Data shown:
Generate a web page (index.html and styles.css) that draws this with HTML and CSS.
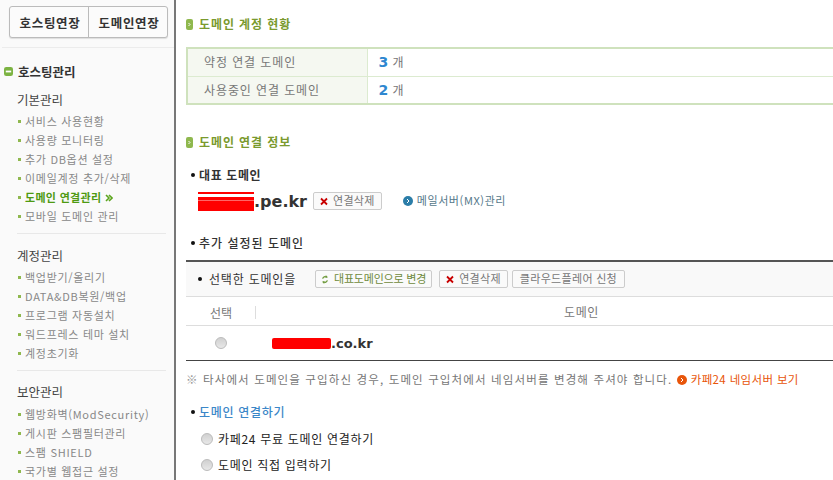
FILE: index.html
```html
<!DOCTYPE html>
<html lang="ko">
<head>
<meta charset="utf-8">
<title>도메인 연결관리</title>
<link rel="stylesheet" href="styles.css">
</head>
<body>
<div class="page">
  <aside class="side">
    <div class="ext">
      <a class="ext-btn">호스팅연장</a>
      <a class="ext-btn">도메인연장</a>
    </div>
    <h2 class="side-title"><svg class="minus" viewBox="0 0 10 10"><rect width="10" height="10" rx="2.5" fill="#7cb342"/><rect x="2" y="4" width="6" height="2" fill="#fff"/></svg>호스팅관리</h2>
    <section class="group first-group">
      <h3>기본관리</h3>
      <ul>
        <li>서비스 사용현황</li>
        <li>사용량 모니터링</li>
        <li>추가 DB옵션 설정</li>
        <li>이메일계정 추가/삭제</li>
        <li class="on">도메인 연결관리 <svg class="chev" viewBox="0 0 8 8"><path d="M1 1l3 3-3 3M4 1l3 3-3 3" fill="none" stroke="#5ca51e" stroke-width="1.6"/></svg></li>
        <li>모바일 도메인 관리</li>
      </ul>
    </section>
    <section class="group">
      <h3>계정관리</h3>
      <ul>
        <li>백업받기/올리기</li>
        <li>DATA&amp;DB복원/백업</li>
        <li>프로그램 자동설치</li>
        <li>워드프레스 테마 설치</li>
        <li>계정초기화</li>
      </ul>
    </section>
    <section class="group last">
      <h3>보안관리</h3>
      <ul>
        <li>웹방화벽(ModSecurity)</li>
        <li>게시판 스팸필터관리</li>
        <li>스팸 SHIELD</li>
        <li>국가별 웹접근 설정</li>
      </ul>
    </section>
  </aside>
  <main class="main">
    <h2 class="sec first"><svg class="pill" viewBox="0 0 7 11"><rect width="7" height="11" rx="2" fill="#8fb84e"/><path d="M2.5 4l1.5 1.5L2.5 7" fill="none" stroke="#fff"/></svg>도메인 계정 현황</h2>
    <table class="stat">
      <tr><th>약정 연결 도메인</th><td><b>3</b> 개</td></tr>
      <tr><th>사용중인 연결 도메인</th><td><b>2</b> 개</td></tr>
    </table>
    <h2 class="sec second"><svg class="pill" viewBox="0 0 7 11"><rect width="7" height="11" rx="2" fill="#8fb84e"/><path d="M2.5 4l1.5 1.5L2.5 7" fill="none" stroke="#fff"/></svg>도메인 연결 정보</h2>
    <h3 class="sub rep">대표 도메인</h3>
    <div class="domain-row">
      <span class="domain"><span class="mask"></span>.pe.kr</span>
      <a class="btn"><svg class="x" viewBox="0 0 8 8"><path d="M1 1l6 6M7 1L1 7" stroke="#c80000" stroke-width="1.8"/></svg>연결삭제</a>
      <a class="mx"><svg class="dot" viewBox="0 0 10 10"><circle cx="5" cy="5" r="5" fill="#2b7da8"/><path d="M4 3l2 2-2 2" fill="none" stroke="#fff"/></svg>메일서버(MX)관리</a>
    </div>
    <h3 class="sub extra">추가 설정된 도메인</h3>
    <div class="toolbar">
      <span class="lead">선택한 도메인을</span>
      <a class="btn green"><svg class="x" viewBox="0 0 10 12"><path d="M2 5a3 3 0 0 1 5-2M8 7a3 3 0 0 1-5 2" fill="none" stroke="#6f9a3c" stroke-width="1.6"/><path d="M6 0l3 3-3 1zM4 12L1 9l3-1z" fill="#6f9a3c"/></svg>대표도메인으로 변경</a>
      <a class="btn"><svg class="x" viewBox="0 0 8 8"><path d="M1 1l6 6M7 1L1 7" stroke="#c80000" stroke-width="1.8"/></svg>연결삭제</a>
      <a class="btn wide">클라우드플레어 신청</a>
    </div>
    <div class="thead">
      <span class="col-sel">선택</span>
      <span class="col-dom">도메인</span>
    </div>
    <div class="trow">
      <span class="col-radio"><span class="radio"></span></span>
      <span class="name"><span class="mask thin"></span>.co.kr</span>
    </div>
    <p class="note"><span class="ref">※</span> 타사에서 도메인을 구입하신 경우, 도메인 구입처에서 네임서버를 변경해 주셔야 합니다. <svg class="dot" viewBox="0 0 10 10"><circle cx="5" cy="5" r="5" fill="#e8550a"/><path d="M4 3l2 2-2 2" fill="none" stroke="#fff"/></svg><a class="orange">카페24 네임서버 보기</a></p>
    <h3 class="sub blue">도메인 연결하기</h3>
    <label class="opt"><span class="radio"></span>카페24 무료 도메인 연결하기</label>
    <label class="opt"><span class="radio"></span>도메인 직접 입력하기</label>
  </main>
</div>
</body>
</html>
```
FILE: styles.css
```css
* { box-sizing: border-box; }
html, body { margin: 0; height: 100%; overflow: hidden; background: #fff; }
body { font: 12px/1.2 "Noto Sans CJK KR", "Liberation Sans", sans-serif; color: #666; }
h2, h3, ul, p { margin: 0; padding: 0; font-size: inherit; }
ul { list-style: none; }
.page { display: flex; width: 833px; height: 480px; overflow: hidden; }

.side { flex: none; width: 176px; height: 480px; background: #fafafa; border-right: 2px solid #777; overflow: hidden; padding-top: 6px; }
.ext { display: flex; width: 159px; height: 32px; margin-left: 9px; background: #fbfbfb; border: 1px solid #bbb; border-radius: 3px; box-shadow: 0 1px 1px #ddd; }
.ext-btn { flex: 1; display: flex; align-items: center; justify-content: center; padding-left: 2px; font-weight: 700; font-size: 12.5px; letter-spacing: .7px; color: #333; }
.ext-btn + .ext-btn { border-left: 1px solid #bbb; }
.side-title { display: flex; align-items: center; height: 48px; margin: 9px 0 0 2px; padding-left: 4px; border-top: 1px solid #ececec; font-size: 12.5px; font-weight: 700; color: #333; }
.minus { width: 9px; height: 9px; margin-right: 5px; margin-left: -2px; }
.group { margin: 0 8px 0 17px; }
.first-group { margin-top: -5px; }
.group h3 { height: 22px; line-height: 20px; font-size: 12.5px; font-weight: 400; color: #444; }
.group ul { padding-bottom: 7px; border-bottom: 1px solid #e8e8e8; margin-bottom: 12px; }
.group.last { margin-top: -1px; }
.group.last ul { border: 0; }
.group li { position: relative; height: 19px; line-height: 19px; padding-left: 8px; font-size: 11px; color: #888; white-space: nowrap; letter-spacing: .7px; }
.group li::before { content: ""; position: absolute; left: 1px; top: 8px; width: 3px; height: 3px; background: #8fb84e; }
.group.last h3 { height: 23px; }
.group li.on { font-weight: 700; color: #4f9a12; letter-spacing: .3px; }
.chev { width: 8px; height: 8px; }

.main { flex: 1; min-width: 0; padding-left: 10px; }
.sec { display: flex; align-items: center; height: 16px; font-size: 12px; font-weight: 700; color: #7a9a2e; letter-spacing: .9px; }
.sec.first { margin-top: 16px; }
.sec.second { margin-top: 29px; }
.pill { width: 7px; height: 11px; margin-right: 6px; }
.stat { width: 100%; margin-top: 15px; border-collapse: collapse; border: 2px solid #cfe2bd; border-right: 0; }
.stat tr + tr th, .stat tr + tr td { border-top: 1px solid #dcebd0; }
.stat th { width: 180px; height: 28px; padding: 0 0 0 16px; background: #f5f8f1; border-right: 1px solid #dcebd0; font-weight: 400; text-align: left; color: #777; letter-spacing: .9px; }
.stat td { padding-left: 11px; color: #777; }
.stat b { font: 700 14px "DejaVu Sans", sans-serif; color: #2e87d0; margin-right: 1px; }

.sub { position: relative; padding-left: 13px; font-weight: 700; font-size: 12px; letter-spacing: .6px; color: #333; height: 16px; line-height: 16px; }
.sub::before { content: ""; position: absolute; left: 5px; top: 6px; width: 4px; height: 4px; border-radius: 50%; background: #111; }
.rep { margin-top: 17px; }
.extra { margin-top: 24px; font-weight: 500; letter-spacing: 1px; }
.domain-row { display: flex; align-items: center; height: 20px; margin-top: 8px; padding-left: 12px; }
.domain { display: flex; align-items: center; font: 700 16px "DejaVu Sans", sans-serif; color: #333; }
.mask { display: block; width: 56px; height: 19px; background: linear-gradient(#f00 2px, #fff 2px, #fff 5px, #f00 5px, #f00 8px, #f66 8px, #f66 9px, #f00 9px); }
.btn { display: inline-flex; align-items: center; height: 18px; padding: 0 6px; background: #fafafa; border: 1px solid #ccc; border-radius: 2px; font-size: 11px; letter-spacing: .3px; color: #777; white-space: nowrap; }
.domain-row .btn { margin-left: 6px; }
.btn.green { padding: 0 5px; margin-right: 3px; letter-spacing: -.2px; color: #6f8a3c; }
.btn.wide { padding: 0 7px; }
.x { width: 8px; height: 9px; margin-right: 5px; }
.mx { display: inline-flex; align-items: center; margin-left: 21px; font-size: 11px; letter-spacing: .6px; color: #55788a; }
.dot { width: 10px; height: 10px; margin-right: 4px; vertical-align: -1px; }

.toolbar { display: flex; align-items: center; gap: 4px; height: 37px; margin-top: 9px; padding: 0 0 0 23px; background: #f9f9f9; border-top: 2px solid #555; border-bottom: 1px solid #ddd; position: relative; }
.lead { width: 102px; flex: none; font-size: 12px; letter-spacing: .8px; color: #333; }
.toolbar::before { content: ""; position: absolute; left: 12px; top: 15px; width: 4px; height: 4px; border-radius: 50%; background: #111; }
.thead { display: flex; align-items: center; height: 29px; padding-top: 2px; border-bottom: 1px solid #ddd; font-size: 12px; color: #777; }
.col-sel { width: 70px; padding-left: 24px; border-right: 1px solid #ddd; line-height: 13px; }
.col-dom { flex: 1; text-align: center; padding-left: 74px; letter-spacing: .6px; }
.trow { display: flex; align-items: center; height: 35px; border-bottom: 1px solid #444; }
.col-radio { width: 86px; padding-left: 29px; display: flex; }
.name { display: flex; align-items: center; font: 700 13px "DejaVu Sans", sans-serif; color: #333; }
.mask.thin { width: 59px; height: 11px; background: #f00; border-radius: 2px; }
.radio { display: inline-block; flex: none; width: 12px; height: 12px; border-radius: 50%; background: linear-gradient(#d0d0d0, #e8e8e8); border: 1px solid #bbb; }
.note { margin-top: 10px; height: 16px; line-height: 16px; font-size: 11.5px; color: #777; white-space: nowrap; letter-spacing: 1.13px; }
.ref { color: #999; }
.orange { color: #e8550a; letter-spacing: .35px; }
.blue { margin-top: 17px; color: #3b87c8; font-weight: 500; letter-spacing: .7px; }
.opt { display: flex; align-items: center; gap: 5px; height: 18px; margin: 8px 0 0 15px; font-size: 12px; letter-spacing: .7px; color: #222; }
.blue + .opt { margin-top: 10px; }
```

Your task:
Determine the count of lines in the data above with the string "index" in them, and give that count alone.

Full answer:
2